Background: Not Just Another Wrongful Dismissal Case

In Waksdale v. Swegon North America Inc., 2020 ONCA 391 (“Waksdale”), the Court considered the wrongful dismissal claim of Benjamin Waksdale, a former employee of Swegon North America Inc.

Swegon terminated Mr. Waksdale's employment without cause after eight months of service. It provided him with two weeks of pay-in-lieu of notice in accordance with the formula set out in his employment contract. However, Mr. Waksdale subsequently commenced a claim for wrongful dismissal to recover six months of pay-in-lieu of notice.

Mr. Waksdale acknowledged that the without cause termination provision included in his contract was lawful. He argued instead that the for cause termination clause was unenforceable for violating Ontario’s Employment Standards Act, 2000, S.O. 2000, c. 41 (“ESA”). He further argued that the unenforceability of the for cause provision rendered the without cause portion of the provision also unenforceable, which entitled him to a notice period determined at common law.

In response, Swegon conceded that the for cause provision violated the ESA. However, it indicated that it had relied on the lawful without cause provision, not the unenforceable for cause provision. As such, it argued that the without cause provision was saved by the existence of a severability clause in the employment contract, which acted to sever the for cause provision from the remaining provisions.

In considering this matter, the Court, therefore, sought to determine whether the unenforceable for cause provision rendered the lawful without cause provision unenforceable, or if the without cause provision was saved by the severability clause.

Finding: Employment Contracts Must be Read as a Whole

...the proper approach is to read employment contracts as a whole...

The ONCA determined that the proper approach is to read employment contracts as a whole; not in piecemeal.

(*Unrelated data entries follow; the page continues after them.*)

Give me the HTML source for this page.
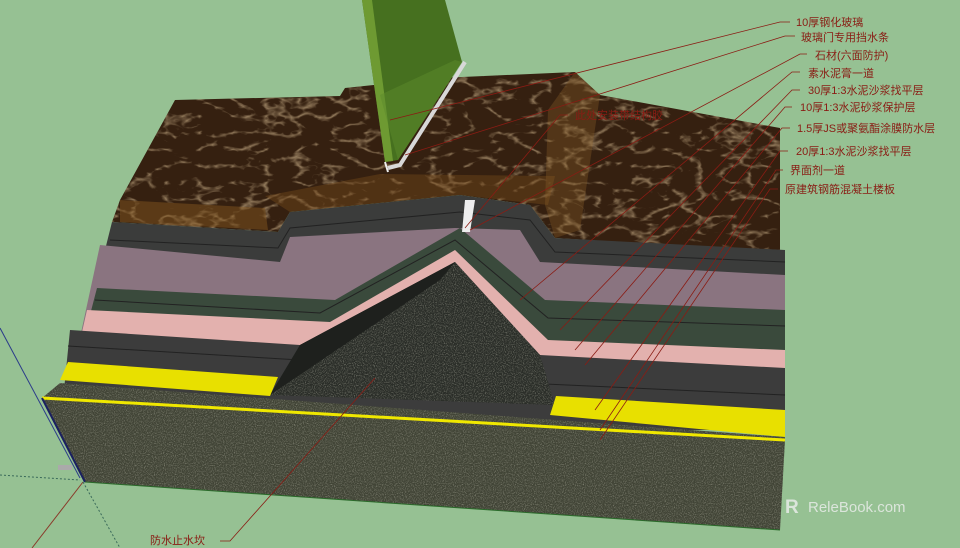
<!DOCTYPE html>
<html><head><meta charset="utf-8"><style>
html,body{margin:0;padding:0;background:#96c193;}
svg{display:block}
text{font-family:"Liberation Sans","Noto Sans CJK SC",sans-serif;font-size:11px;fill:#8a1c14}
</style></head><body>
<svg width="960" height="548" viewBox="0 0 960 548">
<defs>
<filter id="n" x="0" y="0" width="100%" height="100%">
<feTurbulence type="fractalNoise" baseFrequency="0.9" numOctaves="2" seed="3"/>
<feColorMatrix values="0 0 0 0 0.55  0 0 0 0 0.55  0 0 0 0 0.45  0 0 0 1.2 -0.55"/>
<feComposite in2="SourceGraphic" operator="in"/>
</filter>
<filter id="m" x="0" y="0" width="100%" height="100%">
<feTurbulence type="turbulence" baseFrequency="0.03 0.06" numOctaves="3" seed="7"/>
<feColorMatrix values="0 0 0 0 0.8  0 0 0 0 0.6  0 0 0 0 0.35  0 0 0 -2.5 0.55"/>
<feComposite in2="SourceGraphic" operator="in"/>
</filter>
</defs>
<rect width="960" height="548" fill="#96c193"/>
<!-- axes -->
<line x1="0" y1="328" x2="80" y2="478" stroke="#2c3c8a" stroke-width="1"/>
<line x1="83" y1="482" x2="32" y2="548" stroke="#8a3a2a" stroke-width="1"/>
<line x1="83" y1="482" x2="120" y2="548" stroke="#3a6a5a" stroke-width="1" stroke-dasharray="2,2"/>
<line x1="0" y1="475" x2="80" y2="480" stroke="#3a6a5a" stroke-width="1" stroke-dasharray="2,2"/>
<!-- marble -->
<g>
<polygon points="120,200 175,100 340,96 345,88 440,78 575,72 600,95 780,128 780,252 555,238 530,205 460,195 290,212 278,232 112,222" fill="#352010"/>
<polygon points="120,200 175,100 340,96 345,88 440,78 575,72 600,95 780,128 780,252 555,238 530,205 460,195 290,212 278,232 112,222" fill="#352010" filter="url(#m)"/>
<polygon points="120,200 265,208 268,230 120,222" fill="#8a5a22" opacity="0.45"/>
<polygon points="265,196 380,174 555,176 548,205 460,195 290,212" fill="#7a4e1c" opacity="0.4"/>
<polygon points="548,110 575,72 600,95 580,230 555,238 545,205" fill="#8a5e28" opacity="0.35"/>
</g>
<!-- layers painted top to bottom -->
<polygon points="112,222 278,232 290,212 460,195 530,205 555,238 785,250 785,430 60,430" fill="#3b3c3b"/>
<polyline points="110,240 278,248 290,228 460,212 530,220 555,252 785,262" fill="none" stroke="#222" stroke-width="1"/>
<polygon points="100,245 280,262 290,237 455,228 520,230 540,262 785,275 785,430 60,430" fill="#8a7480"/>
<polygon points="97,288 335,300 460,228 545,300 785,310 785,430 60,430" fill="#3a4a3c"/>
<polyline points="95,300 320,313 455,240 548,318 785,326" fill="none" stroke="#222" stroke-width="1"/>
<polygon points="87,310 330,322 455,250 548,340 785,350 785,430 60,430" fill="#e3b1ae"/>
<polygon points="70,330 300,345 455,262 540,355 785,368 785,430 60,430" fill="#3c3c3c"/>
<polyline points="68,346 300,360" fill="none" stroke="#222"/>
<polyline points="545,384 785,395" fill="none" stroke="#222"/>
<!-- ridge interior -->
<polygon points="270,395 300,345 455,262 540,355 555,405" fill="#2a2d28"/>
<polygon points="270,395 300,345 455,262 440,280" fill="#1e201d"/>
<polygon points="270,395 440,280 455,262 540,355 555,405" fill="#2e322b" filter="url(#n)"/>
<!-- white strip -->
<polygon points="465,200 475,200 470,232 462,232" fill="#eee"/>
<!-- yellow -->
<polygon points="68,362 278,377 270,396 60,380" fill="#e8e000"/>
<polygon points="556,396 785,410 785,437 550,415" fill="#e8e000"/>
<!-- slab -->
<polygon points="42,398 60,383 785,437 785,440 780,530 85,482" fill="#414436"/>
<polygon points="42,398 60,383 785,437 785,440 780,530 85,482" fill="#414436" filter="url(#n)"/>
<polyline points="42,398 785,440" fill="none" stroke="#f0e800" stroke-width="3"/>
<polyline points="42,398 85,482" fill="none" stroke="#1a2060" stroke-width="2"/>
<polyline points="85,482 780,530" fill="none" stroke="#2a6a2a" stroke-width="1"/>
<rect x="58" y="465" width="14" height="5" fill="#aaa"/>
<!-- glass -->
<polygon points="362,0 445,0 462,62 398,160 385,162" fill="#46701f"/>
<polygon points="362,0 372,0 393,161 385,162" fill="#6e9a32"/>
<polygon points="380,95 455,60 462,62 398,160" fill="#5c8a2c" opacity="0.5"/>
<polyline points="388,168 400,165 465,62" fill="none" stroke="#d8d8d8" stroke-width="4"/>
<polyline points="385,162 388,172" fill="none" stroke="#eee" stroke-width="2"/>
<!-- leader lines -->
<g stroke="#8a1c14" stroke-width="0.8" fill="none">
<polyline points="790,22 780,22 390,120"/>
<polyline points="795,36 785,36 405,155"/>
<polyline points="807,54 800,54 470,230"/>
<polyline points="800,72 792,72 520,300"/>
<polyline points="800,90 792,90 560,330"/>
<polyline points="792,107 785,107 575,350"/>
<polyline points="790,128 782,128 585,365"/>
<polyline points="788,151 780,151 595,410"/>
<polyline points="783,170 776,170 600,430"/>
<polyline points="778,189 770,189 600,440"/>
<polyline points="568,115 560,115 465,228"/>
<polyline points="220,541 230,541 375,378"/>
</g>
<!-- labels -->
<text x="796" y="26">10厚钢化玻璃</text>
<text x="801" y="41">玻璃门专用挡水条</text>
<text x="815" y="59">石材(六面防护)</text>
<text x="808" y="77">素水泥膏一道</text>
<text x="808" y="94">30厚1:3水泥沙浆找平层</text>
<text x="800" y="111">10厚1:3水泥砂浆保护层</text>
<text x="797" y="132">1.5厚JS或聚氨酯涂膜防水层</text>
<text x="796" y="155">20厚1:3水泥沙浆找平层</text>
<text x="790" y="174">界面剂一道</text>
<text x="785" y="193">原建筑钢筋混凝土楼板</text>
<text x="575" y="119">此处安装带结构胶</text>
<text x="150" y="544">防水止水坎</text>
<!-- watermark -->
<g opacity="0.85">
<text x="785" y="513" style="font-size:19px;fill:#e8ece8;font-weight:bold">R</text>
<text x="808" y="512" style="font-size:15px;fill:#e8ece8">ReleBook.com</text>
</g>
</svg>
</body></html>
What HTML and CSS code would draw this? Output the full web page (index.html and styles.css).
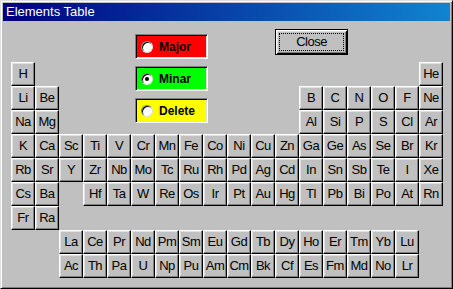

Should any portion of the termination clause violate the relevant portions of the ESA, the employer would not be able to rely upon the termination provisions, and the employee would be entitled to a notice period determined at common law.

In conducting this analysis, the presence of a clear severability clause is unimportant; as is the fact that the employer relied on a different contractual provision to terminate the employee's employment.

Accordingly, in applying this analysis to the facts in Waksdale, the Court ultimately found that the unenforceable for cause provision rendered the otherwise lawful without cause provision unenforceable, despite the presence of a clear severability clause.

The Takeaway for Employers

The decision in Waksdale has important consequences for Ontario employers.

When drafting employment contracts, it is important to ensure that all of the language contained in the termination provisions concerning for cause or without cause terminations is compliant with the ESA.

If a portion is unenforceable, the balance of the clause may be deemed unenforceable, and, consequently, employers can be liable for extra months or years of pay-in-lieu of notice.